Since 2008, as far as I’m aware, thousands of people, from Germany and abroad, have taken to placing lovelocks on the bridge. The fences between the train tracks and the footpaths are warmly clad in countless little padlocks that stretch from end to end as far as the eye can see, and when you look to the bridge from the south, at some point along the riverside path that bounds the Old Quarter, they glint and gleam in the sparkling sunlight like a whole universe of newborn stars. Overtime, trends have emerged – padlocks of different metallic colours are now in fashion, to add a rainbow flair to the scene; padlocks of different creative shapes, from hearts to treasure chests, are proving popular; couples tend to engrave their names or at least their initials on the face of their locks; artists have begun spraypainting masses of locks to create almost a mural. And best of all, every single lock tells a story. It is a deeply personal story, forever unknown to any passing tourist, but forever special and secure in the heart or hearts of whatever person or people went to the effort of buying that lock and leaving it there for the rest of time.

The Hohenzollernbrücke is not just a bridge, but a symbol of hope, of caring, and of lasting things. It is a symbol for everyone who has ever fallen in love with a person or indeed with a city. It is a symbol of common international affinity for Köln, putting the city firmly on the map and lending it the global significance that it truly deserves. It is an overwhelming joy for me to discover that a city that has come to appeal so much and mean so much to me over the last seven days also means that much to innumerable nameless wayfarers the world over. So I would very much hope that, after all I have written this past week, if anyone still needs some convincing that this little German city is worth a visit, the Hohenzollernbrücke is the proof they require that Köln is a wonderful, wonderful place, in a world that is losing more of its wonder every day.

I could go on. There is more that I have seen in seven days than the most Tolkien-esque of memoirs could not hold. I forgot to say that everyone smokes, that everyone has a dog of some description that follows them everywhere, and that everyone can probably board an U-Bahn without getting their tickets checked once (but don’t try it). I haven’t mentioned the Sprachkurs facilities, I have neglected to address the ecstasy that is the consumption of a Bratwurst (rest assured, it is a most phenomenal experience), and I have not even skimmed the surface of trying to understand the unique psychology of the German people (such a task may not in fact be possible at all).

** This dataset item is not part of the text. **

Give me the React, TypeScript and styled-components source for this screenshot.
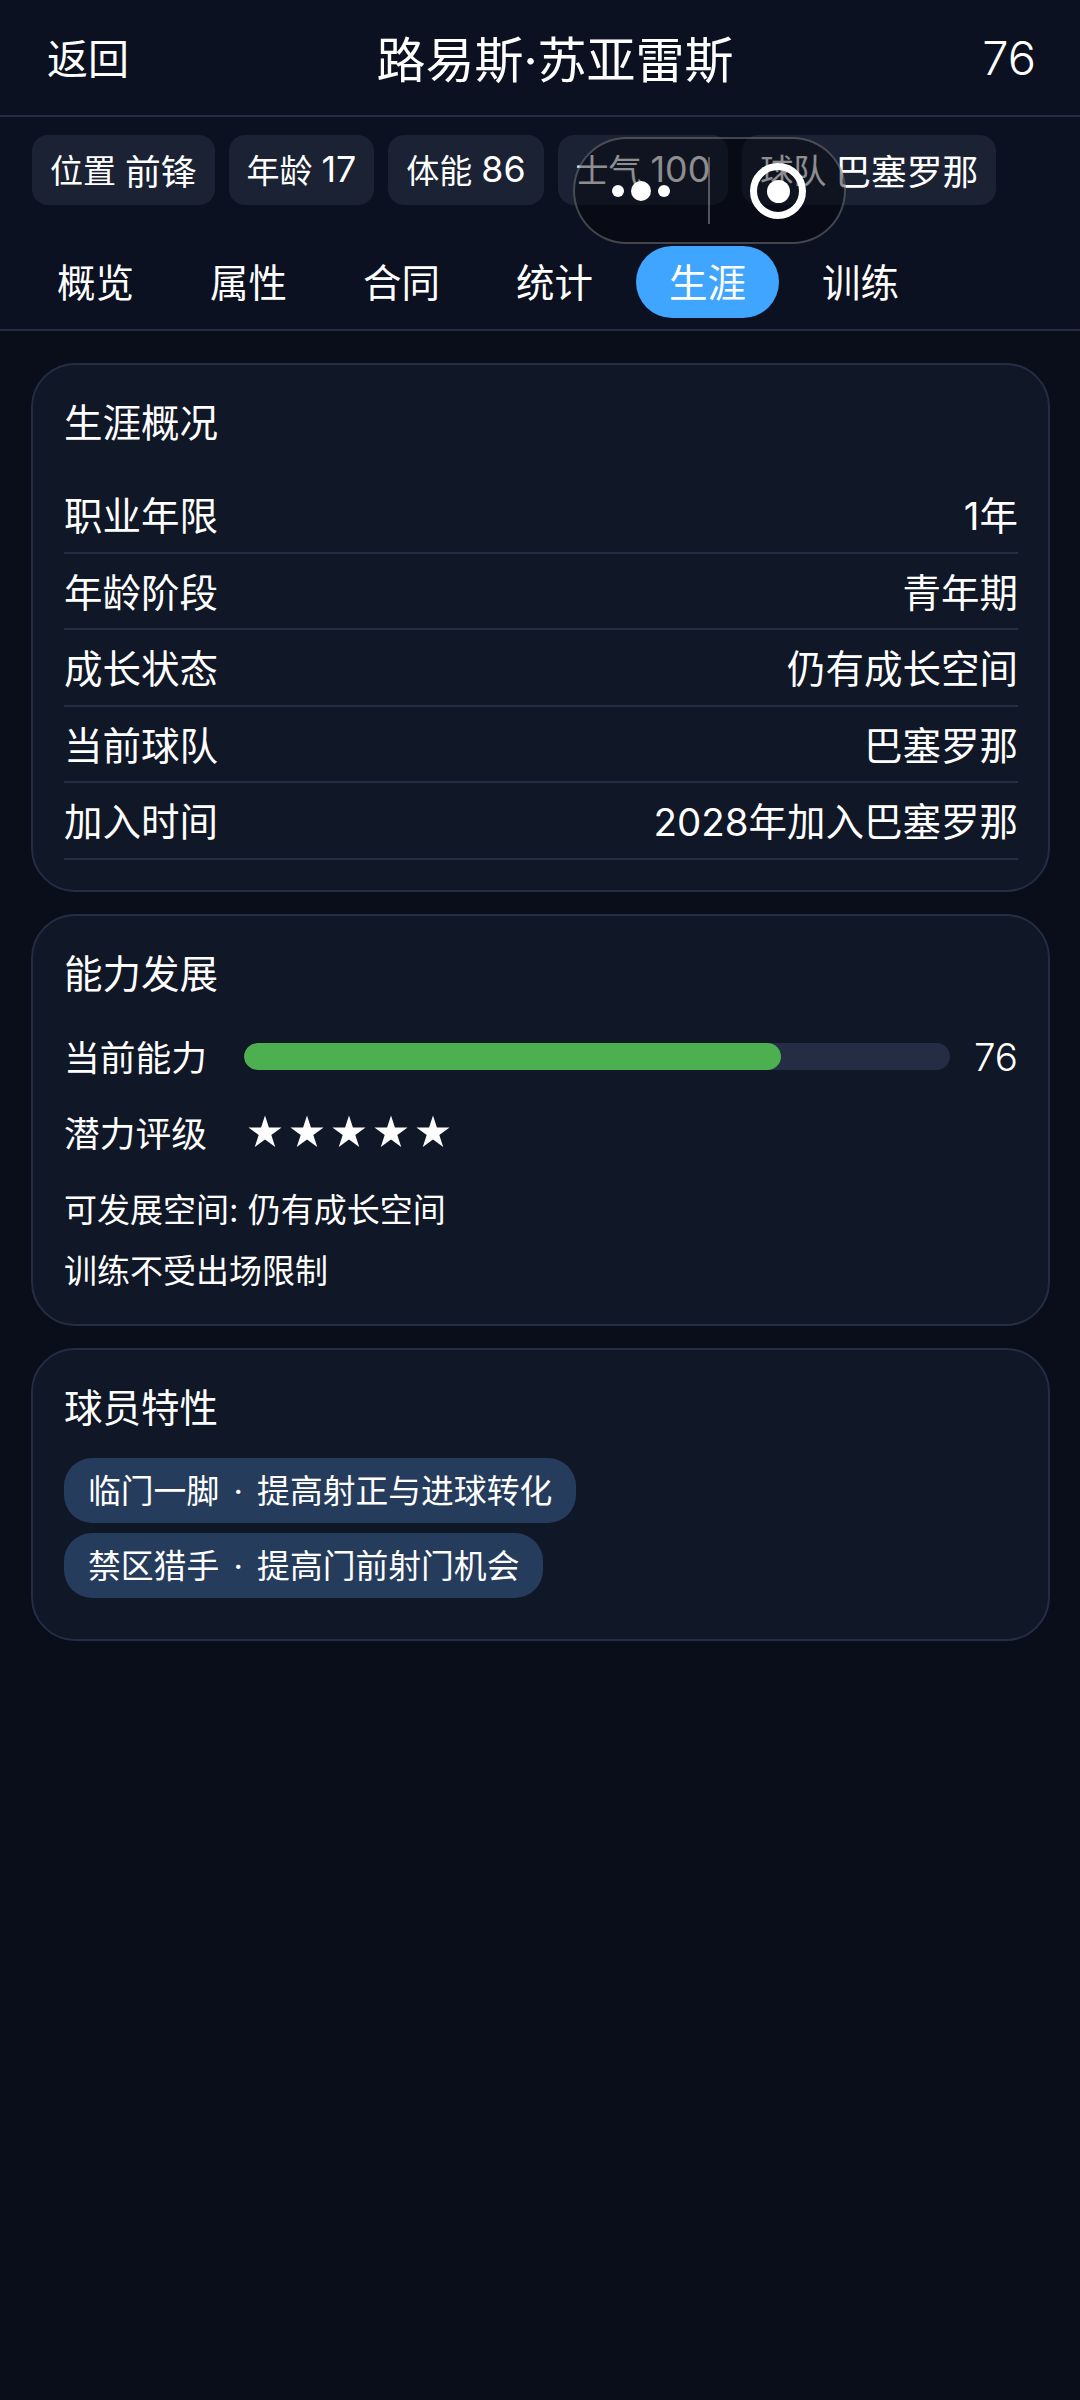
import React from 'react';
import styled, { createGlobalStyle } from 'styled-components';

const GlobalStyle = createGlobalStyle`
  html, body {
    margin: 0;
    padding: 0;
    background: #0a0e1a;
  }
  * {
    box-sizing: border-box;
  }
`;

const overview = [
  { label: '职业年限', value: '1年' },
  { label: '年龄阶段', value: '青年期' },
  { label: '成长状态', value: '仍有成长空间' },
  { label: '当前球队', value: '巴塞罗那' },
  { label: '加入时间', value: '2028年加入巴塞罗那' },
];

const quickStats = [
  { label: '位置', value: '前锋' },
  { label: '年龄', value: '17' },
  { label: '体能', value: '86' },
  { label: '士气', value: '100' },
  { label: '球队', value: '巴塞罗那' },
];

const tabs = ['概览', '属性', '合同', '统计', '生涯', '训练'];

const traits = ['临门一脚 · 提高射正与进球转化', '禁区猎手 · 提高门前射门机会'];

export default function App() {
  return (
    <>
      <GlobalStyle />
      <Page>
        <Header>
          <BackText>返回</BackText>
          <PlayerName>路易斯·苏亚雷斯</PlayerName>
          <Rating>76</Rating>
        </Header>

        <TopArea>
          <StatRow>
            {quickStats.map((s) => (
              <StatChip key={s.label}>
                <StatLabel>{s.label}</StatLabel>
                <StatValue>{s.value}</StatValue>
              </StatChip>
            ))}
          </StatRow>
          <TabRow>
            {tabs.map((t) => (
              <Tab key={t} $active={t === '生涯'}>
                {t}
              </Tab>
            ))}
          </TabRow>
        </TopArea>

        <Content>
          <Card>
            <CardTitle>生涯概况</CardTitle>
            {overview.map((row) => (
              <InfoRow key={row.label}>
                <span>{row.label}</span>
                <span>{row.value}</span>
              </InfoRow>
            ))}
          </Card>

          <Card>
            <CardTitle>能力发展</CardTitle>
            <AbilityRow>
              <AbilityLabel>当前能力</AbilityLabel>
              <BarTrack>
                <BarFill style={{ width: '76%' }} />
              </BarTrack>
              <AbilityValue>76</AbilityValue>
            </AbilityRow>
            <PotentialRow>
              <AbilityLabel>潜力评级</AbilityLabel>
              <Stars>
                {[0, 1, 2, 3, 4].map((i) => (
                  <StarIcon key={i} viewBox="0 0 24 24">
                    <path d="M12 1.6L14.47 9.2L22.46 9.2L15.99 13.9L18.47 21.5L12 16.8L5.53 21.5L8.01 13.9L1.54 9.2L9.53 9.2Z" />
                  </StarIcon>
                ))}
              </Stars>
            </PotentialRow>
            <NoteList>
              <Note>可发展空间: 仍有成长空间</Note>
              <Note>训练不受出场限制</Note>
            </NoteList>
          </Card>

          <Card>
            <CardTitle>球员特性</CardTitle>
            <TraitList>
              {traits.map((t) => (
                <TraitChip key={t}>{t}</TraitChip>
              ))}
            </TraitList>
          </Card>
        </Content>

        <CapsuleMenu>
          <Dots>
            <Dot $size={12} />
            <Dot $size={20} />
            <Dot $size={12} />
          </Dots>
          <CapsuleDivider />
          <CloseRing>
            <CloseCore />
          </CloseRing>
        </CapsuleMenu>
      </Page>
    </>
  );
}

const fontStack = `Inter, 'Noto Sans CJK SC', sans-serif`;

const Page = styled.div`
  position: relative;
  width: 1080px;
  height: 2400px;
  overflow: hidden;
  background: #0a0e1a;
  color: #fff;
  font-family: ${fontStack};
`;

const Header = styled.div`
  height: 117px;
  padding: 0 44px 0 47px;
  display: flex;
  align-items: center;
  justify-content: space-between;
  background: #0b1120;
  border-bottom: 2px solid #252d45;
`;

const BackText = styled.div`
  font-size: 41px;
  width: 120px;
  padding-bottom: 4px;
`;

const PlayerName = styled.div`
  font-size: 49px;
  margin-left: 27px;
  padding-bottom: 2px;
`;

const Rating = styled.div`
  font-size: 47px;
  font-weight: 300;
  width: 120px;
  text-align: right;
`;

const TopArea = styled.div`
  height: 214px;
  background: #0b1120;
  border-bottom: 2px solid #252d45;
`;

const StatRow = styled.div`
  display: flex;
  gap: 14px;
  padding: 18px 32px 0;
`;

const StatChip = styled.div`
  height: 70px;
  padding: 0 18px 2px;
  display: flex;
  align-items: center;
  gap: 9px;
  background: #1a2234;
  border-radius: 16px;
`;

const StatLabel = styled.span`
  font-size: 33px;
`;

const StatValue = styled.span`
  font-size: 35.75px;
`;

const TabRow = styled.div`
  display: flex;
  gap: 10px;
  padding: 41px 24px 0;
`;

const Tab = styled.div<{ $active?: boolean }>`
  height: 72px;
  padding: 0 33px 4px;
  display: flex;
  align-items: center;
  font-size: 38.5px;
  border-radius: 36px;
  background: ${(p) => (p.$active ? '#3fa5ff' : 'transparent')};
`;

const Content = styled.div`
  padding: 32px 30px 0 31px;
  display: flex;
  flex-direction: column;
  gap: 22px;
`;

const Card = styled.div`
  padding: 30px 30px 30px 31px;
  background: #101726;
  border: 2px solid #252d45;
  border-radius: 44px;
`;

const CardTitle = styled.div`
  font-size: 38.5px;
  line-height: 56px;
  margin-bottom: 26px;
`;

const InfoRow = styled.div`
  height: 76.5px;
  padding-bottom: 2px;
  display: flex;
  align-items: center;
  justify-content: space-between;
  font-size: 38.5px;
  border-bottom: 2px solid #252d45;
`;

const AbilityRow = styled.div`
  display: flex;
  align-items: center;
  height: 50px;
  margin-top: 30px;
`;

const PotentialRow = styled.div`
  display: flex;
  align-items: center;
  height: 50px;
  margin-top: 26px;
`;

const AbilityLabel = styled.div`
  width: 180px;
  font-size: 35.75px;
  white-space: nowrap;
  padding-bottom: 2px;
`;

const BarTrack = styled.div`
  flex: 1;
  height: 27px;
  border-radius: 14px;
  background: #252d45;
  overflow: hidden;
`;

const BarFill = styled.div`
  height: 100%;
  border-radius: 14px;
  background: #4caf50;
`;

const AbilityValue = styled.div`
  width: 68px;
  text-align: right;
  font-size: 38.5px;
  font-weight: 300;
`;

const Stars = styled.div`
  display: flex;
  gap: 4px;
  margin-left: 2px;
  transform: translateY(-1px);
`;

const StarIcon = styled.svg`
  width: 38px;
  height: 38px;
  fill: #fff;
`;

const NoteList = styled.div`
  display: flex;
  flex-direction: column;
  gap: 17px;
  margin: 30px 0 1px;
`;

const Note = styled.div`
  font-size: 33px;
  line-height: 44px;
`;

const TraitList = styled.div`
  display: flex;
  flex-direction: column;
  align-items: flex-start;
  gap: 10px;
  margin: -4px 0 11px;
`;

const TraitChip = styled.div`
  height: 65px;
  padding: 0 24px 3px;
  display: flex;
  align-items: center;
  font-size: 32.8px;
  word-spacing: 5px;
  background: #263c5c;
  border-radius: 28px;
  white-space: pre;
`;

const CapsuleMenu = styled.div`
  position: absolute;
  left: 573px;
  top: 137px;
  width: 273px;
  height: 107px;
  border-radius: 54px;
  border: 2px solid rgba(255, 255, 255, 0.24);
  background: rgba(4, 5, 8, 0.45);
`;

const Dots = styled.div`
  position: absolute;
  left: 37px;
  top: 42px;
  display: flex;
  align-items: center;
  gap: 7px;
`;

const Dot = styled.div<{ $size: number }>`
  width: ${(p) => p.$size}px;
  height: ${(p) => p.$size}px;
  border-radius: 50%;
  background: #fff;
`;

const CapsuleDivider = styled.div`
  position: absolute;
  left: 133px;
  top: 18px;
  width: 2px;
  height: 67px;
  background: rgba(255, 255, 255, 0.3);
`;

const CloseRing = styled.div`
  position: absolute;
  left: 175px;
  top: 24px;
  width: 56px;
  height: 56px;
  border-radius: 50%;
  border: 7px solid #fff;
  display: flex;
  align-items: center;
  justify-content: center;
`;

const CloseCore = styled.div`
  width: 23px;
  height: 23px;
  border-radius: 50%;
  background: #fff;
`;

But, you know what, I think I’ve done enough. All I can really say is that I have tried to remain as honest as possible throughout, but above all have attempted to give a sense of just what it was that made me love the place so, and if Köln is still not exactly your cup of tea (or cup of coffee, as the Germans prefer), then I am genuinely sorry. I have said all that I can say, and at the least I hope you’ve had fun reading this, and at the most I hope I’ve conveyed some inkling of just how important this city is to me, to the world, and perhaps one day to you.